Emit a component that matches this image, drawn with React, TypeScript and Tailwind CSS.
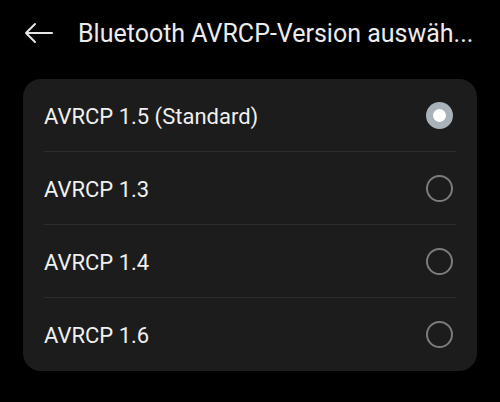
import { useState } from 'react';

const options = ['AVRCP 1.5 (Standard)', 'AVRCP 1.3', 'AVRCP 1.4', 'AVRCP 1.6'];

function Radio({ checked }: { checked: boolean }) {
  if (checked) {
    return (
      <span className="mr-[3px] flex h-[27px] w-[27px] items-center justify-center rounded-full bg-[#a9b1b9]">
        <span className="h-[13px] w-[13px] rounded-full bg-white" />
      </span>
    );
  }
  return <span className="mr-[3px] h-[27px] w-[27px] rounded-full border-2 border-[#7c7c7c]" />;
}

export default function App() {
  const [selected, setSelected] = useState(0);

  return (
    <div className="min-h-screen w-[500px] bg-black font-['Roboto',sans-serif] text-[#ececec]">
      {/* Header */}
      <div className="flex h-[66px] items-center">
        <svg className="ml-[24px] h-[24px] w-[30px] shrink-0" viewBox="0 0 30 24" fill="none" stroke="#e6e6e6" strokeWidth="2" strokeLinecap="round" strokeLinejoin="round">
          <path d="M28 12H2M11 3L2 12l9 9" />
        </svg>
        <h1 className="ml-[24px] whitespace-nowrap text-[25px] leading-none">Bluetooth AVRCP-Version auswäh...</h1>
      </div>

      {/* Options */}
      <div className="mx-[23px] mt-[13px] rounded-[18px] bg-[#1c1c1c]">
        {options.map((opt, idx) => (
          <button
            key={opt}
            onClick={() => setSelected(idx)}
            className="flex h-[73px] w-full items-center px-[21px] text-left"
          >
            <div className={`flex h-full flex-1 items-center ${idx < options.length - 1 ? 'border-b border-[#2c2c2c]' : ''}`}>
              <span className="flex-1 pt-[2px] text-[22px] text-[#f0f0f0]">{opt}</span>
              <Radio checked={selected === idx} />
            </div>
          </button>
        ))}
      </div>
    </div>
  );
}
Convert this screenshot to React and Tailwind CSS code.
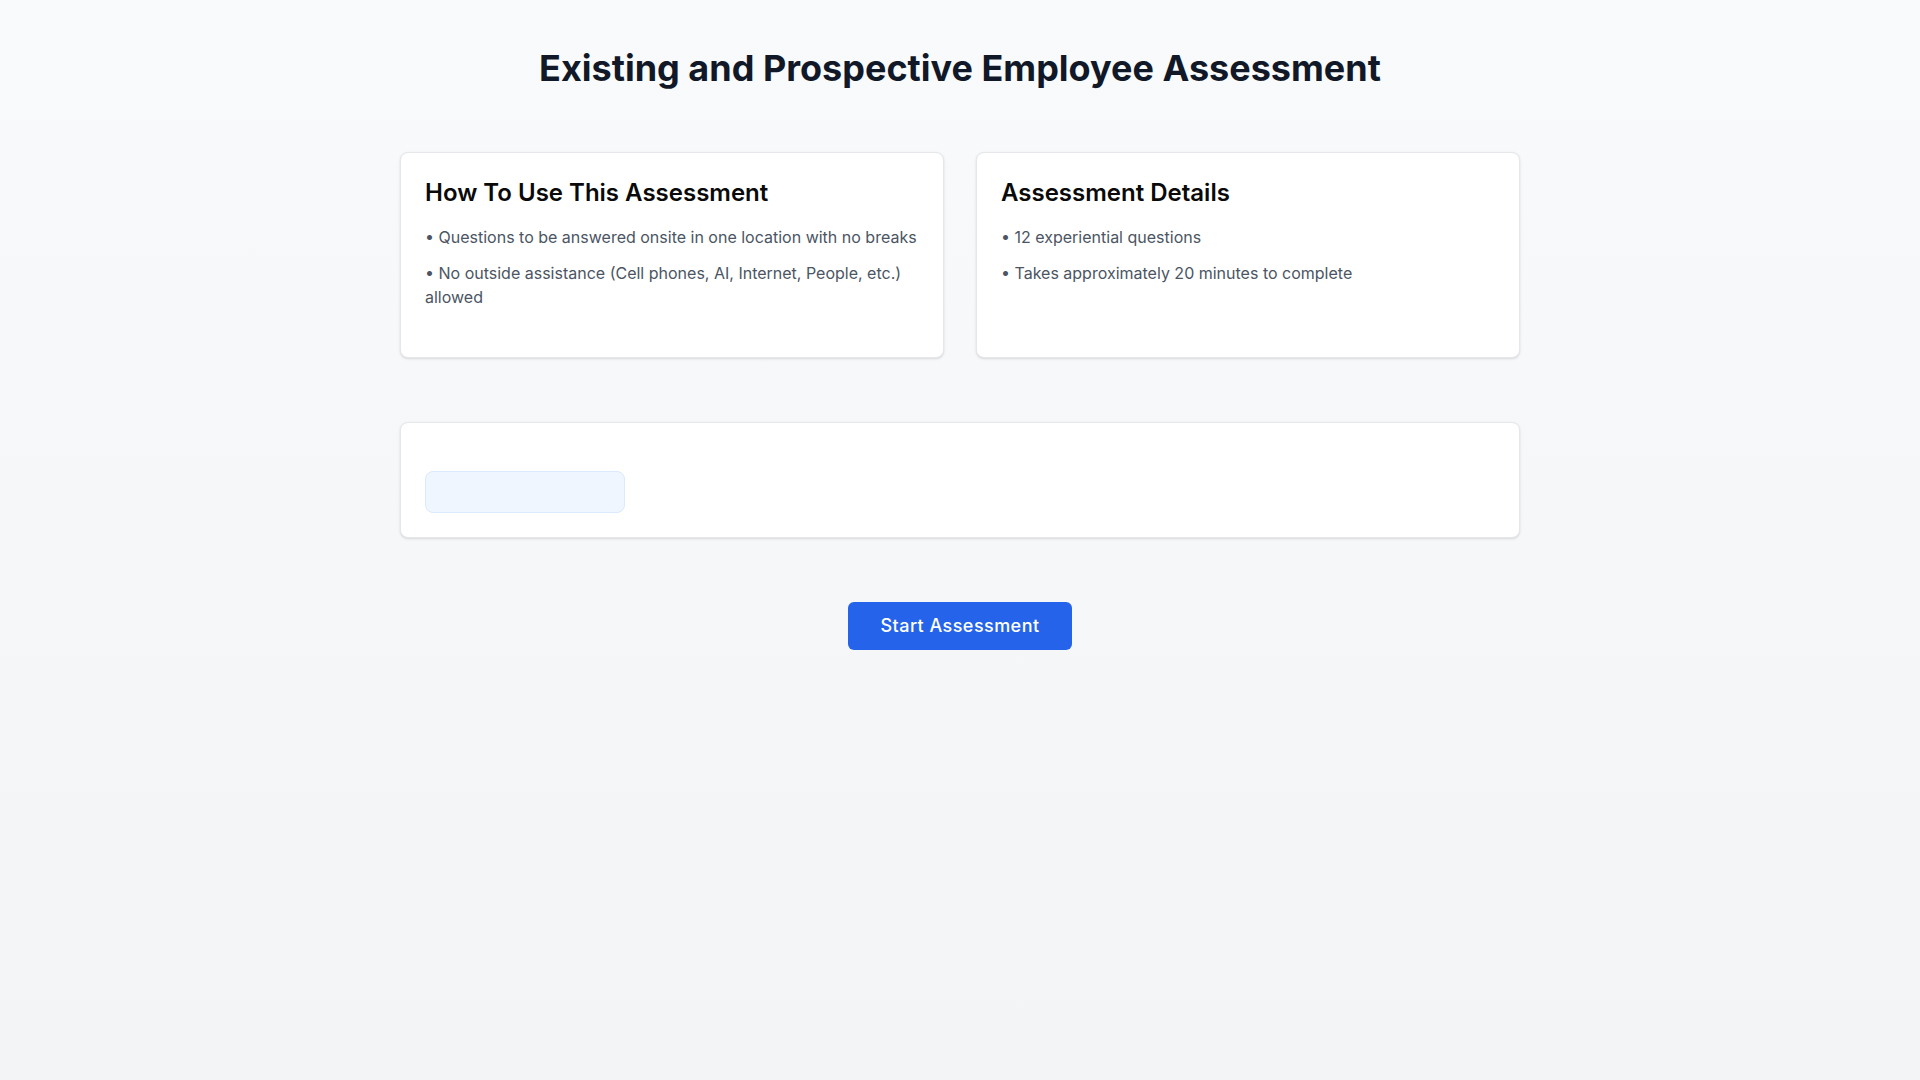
export default function App() {
  return (
    <div className="min-h-screen bg-gradient-to-b from-[#f9fafb] to-[#f3f4f6] font-['Inter',sans-serif]">
      <div className="max-w-6xl mx-auto px-4 py-12">
        <h1 className="text-4xl font-bold text-[#111827] text-center mb-16">
          Existing and Prospective Employee Assessment
        </h1>
        <div className="grid grid-cols-2 gap-8 mb-16">
          <div className="bg-white rounded-lg border border-[#e5e7eb] shadow-sm p-6 pb-12">
            <h2 className="text-2xl font-semibold text-[#0a0a0a] mb-4">How To Use This Assessment</h2>
            <ul className="space-y-3 text-base text-[#4b5563]">
              <li>• Questions to be answered onsite in one location with no breaks</li>
              <li>• No outside assistance (Cell phones, AI, Internet, People, etc.) allowed</li>
            </ul>
          </div>
          <div className="bg-white rounded-lg border border-[#e5e7eb] shadow-sm p-6">
            <h2 className="text-2xl font-semibold text-[#0a0a0a] mb-4">Assessment Details</h2>
            <ul className="space-y-3 text-base text-[#4b5563]">
              <li>• 12 experiential questions</li>
              <li>• Takes approximately 20 minutes to complete</li>
            </ul>
          </div>
        </div>
        <div className="bg-white rounded-lg border border-[#e5e7eb] shadow-sm p-6 pt-12 mb-16">
          <div className="w-[200px] h-[42px] rounded-lg bg-[#eff6ff] border border-[#dbeafe]"></div>
        </div>
        <div className="flex justify-center">
          <button className="px-8 py-2.5 rounded-md bg-[#2563eb] text-white text-lg font-medium tracking-wide">
            Start Assessment
          </button>
        </div>
      </div>
    </div>
  );
}
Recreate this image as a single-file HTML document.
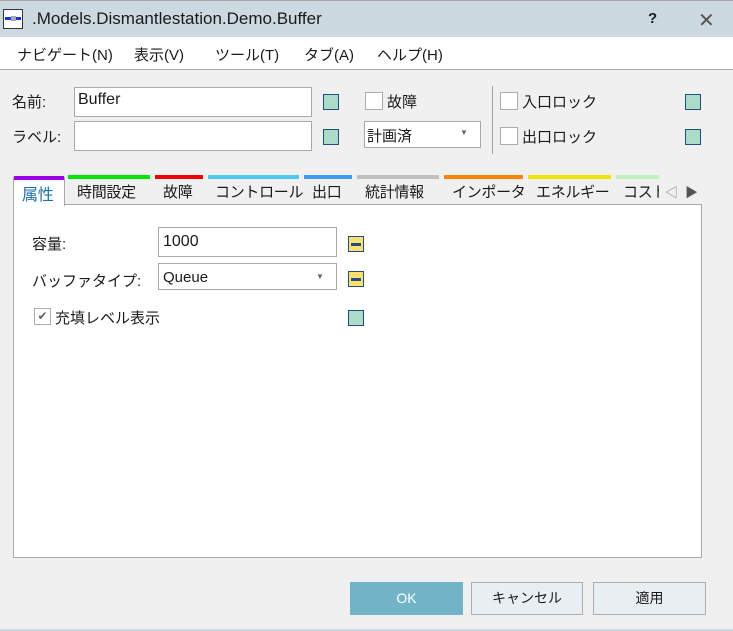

[To be done]:
Output every entry word for word, but omit the pictures.

[Solution]:
Emit a component that matches this image, drawn with React, TypeScript and Tailwind CSS.
import { useState } from 'react';

const options = ['AVRCP 1.5 (Standard)', 'AVRCP 1.3', 'AVRCP 1.4', 'AVRCP 1.6'];

function Radio({ checked }: { checked: boolean }) {
  if (checked) {
    return (
      <span className="mr-[3px] flex h-[27px] w-[27px] items-center justify-center rounded-full bg-[#a9b1b9]">
        <span className="h-[13px] w-[13px] rounded-full bg-white" />
      </span>
    );
  }
  return <span className="mr-[3px] h-[27px] w-[27px] rounded-full border-2 border-[#7c7c7c]" />;
}

export default function App() {
  const [selected, setSelected] = useState(0);

  return (
    <div className="min-h-screen w-[500px] bg-black font-['Roboto',sans-serif] text-[#ececec]">
      {/* Header */}
      <div className="flex h-[66px] items-center">
        <svg className="ml-[24px] h-[24px] w-[30px] shrink-0" viewBox="0 0 30 24" fill="none" stroke="#e6e6e6" strokeWidth="2" strokeLinecap="round" strokeLinejoin="round">
          <path d="M28 12H2M11 3L2 12l9 9" />
        </svg>
        <h1 className="ml-[24px] whitespace-nowrap text-[25px] leading-none">Bluetooth AVRCP-Version auswäh...</h1>
      </div>

      {/* Options */}
      <div className="mx-[23px] mt-[13px] rounded-[18px] bg-[#1c1c1c]">
        {options.map((opt, idx) => (
          <button
            key={opt}
            onClick={() => setSelected(idx)}
            className="flex h-[73px] w-full items-center px-[21px] text-left"
          >
            <div className={`flex h-full flex-1 items-center ${idx < options.length - 1 ? 'border-b border-[#2c2c2c]' : ''}`}>
              <span className="flex-1 pt-[2px] text-[22px] text-[#f0f0f0]">{opt}</span>
              <Radio checked={selected === idx} />
            </div>
          </button>
        ))}
      </div>
    </div>
  );
}
Convert this screenshot to React and Tailwind CSS code.
export default function App() {
  return (
    <div className="min-h-screen bg-gradient-to-b from-[#f9fafb] to-[#f3f4f6] font-['Inter',sans-serif]">
      <div className="max-w-6xl mx-auto px-4 py-12">
        <h1 className="text-4xl font-bold text-[#111827] text-center mb-16">
          Existing and Prospective Employee Assessment
        </h1>
        <div className="grid grid-cols-2 gap-8 mb-16">
          <div className="bg-white rounded-lg border border-[#e5e7eb] shadow-sm p-6 pb-12">
            <h2 className="text-2xl font-semibold text-[#0a0a0a] mb-4">How To Use This Assessment</h2>
            <ul className="space-y-3 text-base text-[#4b5563]">
              <li>• Questions to be answered onsite in one location with no breaks</li>
              <li>• No outside assistance (Cell phones, AI, Internet, People, etc.) allowed</li>
            </ul>
          </div>
          <div className="bg-white rounded-lg border border-[#e5e7eb] shadow-sm p-6">
            <h2 className="text-2xl font-semibold text-[#0a0a0a] mb-4">Assessment Details</h2>
            <ul className="space-y-3 text-base text-[#4b5563]">
              <li>• 12 experiential questions</li>
              <li>• Takes approximately 20 minutes to complete</li>
            </ul>
          </div>
        </div>
        <div className="bg-white rounded-lg border border-[#e5e7eb] shadow-sm p-6 pt-12 mb-16">
          <div className="w-[200px] h-[42px] rounded-lg bg-[#eff6ff] border border-[#dbeafe]"></div>
        </div>
        <div className="flex justify-center">
          <button className="px-8 py-2.5 rounded-md bg-[#2563eb] text-white text-lg font-medium tracking-wide">
            Start Assessment
          </button>
        </div>
      </div>
    </div>
  );
}
Recreate this image as a single-file HTML document.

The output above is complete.